Moores’ last point – that he is trying to get Clarke’s game to a place where it can thrive in international cricket, not just county cricket – is an interesting one. Sometimes in county cricket you get the impression that players manufacture techniques appropriate for the specific challenges of the county game, challenges that players are unlikely to encounter elsewhere. Someone like Dom Sibley – who attempts to almost entirely eliminate the prospect of an outside edge to the cordon – has engineered a technique to aid survival on difficult English wickets. Unless a player has the luxury of playing at a ground like The Oval, they are unlikely to come across many surfaces that are replicated in Test cricket; across Nottinghamshire’s 14 first-class matches this summer, there were just three team totals that reached the 400-mark across.
Clarke had a weird red-ball season. He got in time and time again – only Tom Haines and Matt Critchley passed 50 on more occasions in the County Championship – but generally failed to make the most of those starts. He fell between 50 and 67 seven times this summer. It is interesting to compare his season against Pope’s, the man picked ahead of him in 2018. Pope reached fifty three times in 13 innings, going on make scores of 245*, 131 and 274. Clarke struck half-centuries eight times in 22 innings but hit just one century. On, broadly speaking, trickier surfaces, Clarke got to 50 more often but failed to cash in.
When you watch him play and those those movements are in sync, you do wonder how he’s not made the leap up to international cricket yet. Quite simply, he looks a cut above almost every batter in the county game – he naturally times the ball well and has enough shots in his repertoire to punish the rubbish. His final-round 109 against Yorkshire, achieved on a pitch so green that it was genuinely indiscernible from the adjacent outfield, was an utter delight to watch, pouncing on anything too wide and too straight – it was an apt reminder of why those earlier Root comparisons were justified.
Has his development been hampered by switching between formats? As referenced earlier, he’s hardly alone among young English batters progressing further in white-ball cricket. How feasible is it for young batters like Clarke to simultaneously make sufficient progress in multiple formats? After all, it was hard enough developing into a good Test cricketer before the existence of T20 cricket and the format’s recent, more pronounced divergence from the others.
“I think that’s been tough,” Moores explains. “The closer a player can get his game down to the same sort of shots in all three formats, the easier it is to keep changing over. Someone like Joe Root is a great example. You can see the shots he plays, they’re used in all three formats. He will create more of those shots in the shorter formats because of the rate, he needs to go faster.

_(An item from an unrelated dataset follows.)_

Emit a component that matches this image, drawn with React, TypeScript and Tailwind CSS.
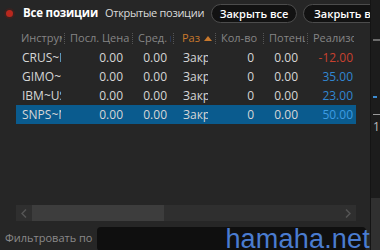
import React from 'react';

type Row = {
  sym: string;
  last: string;
  avg: string;
  side: string;
  qty: string;
  pot: string;
  real: string;
  tone: 'neg' | 'pos';
  selected?: boolean;
};

const rows: Row[] = [
  { sym: 'CRUS~NASDAQ', last: '0.00', avg: '0.00', side: 'Закрыта', qty: '0', pot: '0.00', real: '-12.00', tone: 'neg' },
  { sym: 'GIMO~NASDAQ', last: '0.00', avg: '0.00', side: 'Закрыта', qty: '0', pot: '0.00', real: '35.00', tone: 'pos' },
  { sym: 'IBM~US', last: '0.00', avg: '0.00', side: 'Закрыта', qty: '0', pot: '0.00', real: '23.00', tone: 'pos' },
  { sym: 'SNPS~NASDAQ', last: '0.00', avg: '0.00', side: 'Закрыта', qty: '0', pot: '0.00', real: '50.00', tone: 'pos', selected: true },
];

function Sep() {
  return <span className="h-[11px] w-0 shrink-0 border-l border-dotted border-[#555]" />;
}

function HeadCell({ w, label, active }: { w: string; label: string; active?: boolean }) {
  return (
    <div className={`${w} flex items-center shrink-0 overflow-hidden`}>
      <div className={`flex items-center min-w-0 flex-1 overflow-hidden whitespace-nowrap pr-[2px] ${active ? 'pl-[8px] text-[#c8782c]' : 'pl-[5px] text-[#858585]'}`}>
        <span className={active ? 'w-[18px] overflow-hidden shrink-0' : 'overflow-hidden'}>{label}</span>
        {active && (
          <svg width="8" height="5" viewBox="0 0 8 5" className="ml-[4px] shrink-0">
            <path d="M0 5 L4 0 L8 5 Z" fill="#c8782c" />
          </svg>
        )}
      </div>
    </div>
  );
}

export default function App() {
  return (
    <div
      className="flex w-[380px] h-[250px] overflow-hidden bg-[#1b1b1b] text-[12px]"
      style={{ fontFamily: '"Open Sans", "Noto Sans", sans-serif' }}
    >
      <div className="relative flex flex-col w-[370px] shrink-0 bg-[#262626] overflow-hidden">
        {/* tabs + actions */}
        <div className="flex items-center h-[24px] pt-[2px] whitespace-nowrap">
          <span className="ml-[6px] w-[7px] h-[7px] rounded-full bg-[#b8281e] ring-2 ring-[#3a2220] shrink-0" />
          <span className="ml-[10px] w-[82px] shrink-0 font-bold text-white text-[11.5px] tracking-[-0.2px]">Все позиции</span>
          <span className="w-[106px] shrink-0 text-[#dcdcdc] text-[11px] tracking-[-0.3px]">Открытые позиции</span>
          <button className="h-[19px] w-[86px] shrink-0 rounded-full bg-[#121212] border border-[#4c4c4c] text-white text-[11px] font-semibold leading-none">
            Закрыть все
          </button>
          <button className="ml-[6px] h-[19px] pl-[10px] pr-[10px] shrink-0 rounded-full bg-[#121212] border border-[#4c4c4c] text-white text-[11px] font-semibold leading-none text-left">
            Закрыть выбранные
          </button>
        </div>

        {/* table */}
        <div className="ml-[16px] w-[340px] mt-[4px]">
          <div className="flex items-center h-[20px] text-[11px]">
            <HeadCell w="w-[48px]" label="Инструмент" />
            <Sep />
            <HeadCell w="w-[67px]" label="Посл. Цена" />
            <Sep />
            <HeadCell w="w-[40px]" label="Сред. цена" />
            <Sep />
            <HeadCell w="w-[41px]" label="Размер" active />
            <Sep />
            <HeadCell w="w-[47px]" label="Кол-во" />
            <Sep />
            <HeadCell w="w-[43px]" label="Потенциал" />
            <Sep />
            <HeadCell w="w-[48px]" label="Реализовано" />
          </div>
          {rows.map((r) => (
            <div
              key={r.sym}
              className={`flex items-center h-[19px] whitespace-nowrap text-[#d6d6d6] ${r.selected ? 'bg-[#0a5b8e]' : ''}`}
            >
              <div className="w-[48px] shrink-0 pl-[6px] pr-[3px]">
                <div className="overflow-hidden">{r.sym}</div>
              </div>
              <div className="w-[68px] shrink-0 pr-[9px] text-right">{r.last}</div>
              <div className="w-[41px] shrink-0 pr-[6px] text-right">{r.avg}</div>
              <div className="w-[42px] shrink-0 pl-[10px] pr-[7px]">
                <div className="overflow-hidden">{r.side}</div>
              </div>
              <div className="w-[48px] shrink-0 pr-[9px] text-right">{r.qty}</div>
              <div className="w-[44px] shrink-0 pr-[9px] text-right">{r.pot}</div>
              <div
                className={`flex-1 pr-[3px] text-right ${r.tone === 'neg' ? 'text-[#c8412f]' : r.selected ? 'text-[#3d9ce2]' : 'text-[#3187d2]'}`}
              >
                {r.real}
              </div>
            </div>
          ))}
        </div>

        <div className="flex-1" />

        {/* horizontal scrollbar */}
        <div className="ml-[16px] w-[340px] h-[16px] flex items-center bg-[#2f2f2f]">
          <div className="w-[16px] flex justify-center">
            <svg width="6" height="9" viewBox="0 0 6 9">
              <path d="M5 0.5 L1 4.5 L5 8.5" stroke="#555" strokeWidth="1.5" fill="none" />
            </svg>
          </div>
          <div className="w-[132px] h-full bg-[#3d3d3d]" />
          <div className="flex-1" />
          <div className="w-[16px] flex justify-center">
            <svg width="6" height="9" viewBox="0 0 6 9">
              <path d="M1 0.5 L5 4.5 L1 8.5" stroke="#555" strokeWidth="1.5" fill="none" />
            </svg>
          </div>
        </div>

        {/* filter */}
        <div className="flex items-center h-[24px] mt-[5px]">
          <span className="ml-[5px] w-[92px] shrink-0 text-[11px] text-[#8a8a8a] whitespace-nowrap">Фильтровать по</span>
          <div className="w-[269px] h-[24px] mt-[2px] rounded-[4px] bg-[#0f0f0f]" />
        </div>

        <span
          className="absolute right-[0px] bottom-[-3px] text-[27px] leading-none text-[#4a7cd0] tracking-[0.2px]"
          style={{ fontFamily: '"Liberation Sans", Arial, sans-serif' }}
        >
          hamaha.net
        </span>
      </div>

      {/* neighbouring panel edge */}
      <div className="flex-1 flex flex-col bg-[#1c1c1c] border-l border-[#141414]">
        <div className="h-[39px]" />
        <div className="ml-[2px] h-[2px] bg-[#6c6c6c]" />
        <div className="h-[55px]" />
        <div className="ml-[2px] w-[4px] h-[2px] bg-[#3d8bd0]" />
        <div className="h-[16px]" />
        <div className="ml-[2px] h-px bg-[#9a9a9a]" />
        <div className="h-[20px] mt-[2px] pl-[2px] text-[12px] text-[#bbb] leading-[20px]">1</div>
        <div className="flex-1" />
        <div className="h-[52px] bg-[#303030]" />
      </div>
    </div>
  );
}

“The goal for me as a coach is that you’re trying to get one technique for all formats. The method, the intensity, the tempo they play at might change but you don’t want to change too many things otherwise it becomes quite difficult. I think English players, more than from any other country, are used to swapping codes. This year we played four-day games in the middle of the T20 Blast which is really challenging for a batter. I think it’s more challenging for batters than bowlers.”
There are fewer and fewer all-format batting superstars. Only half of the top 20 ranked Test batters are regulars in their side’s T20I teams; to be be knocking on England’s doors in all three formats is a commendable achievement in itself, even if it’s not quite what Clarke would have expected to achieve at this point in his career. Clarke has recently shown, in T20 cricket at least, that he can make sizeable strides in a short space of time; he may only be a small step from being the England batter he has long threatened to be.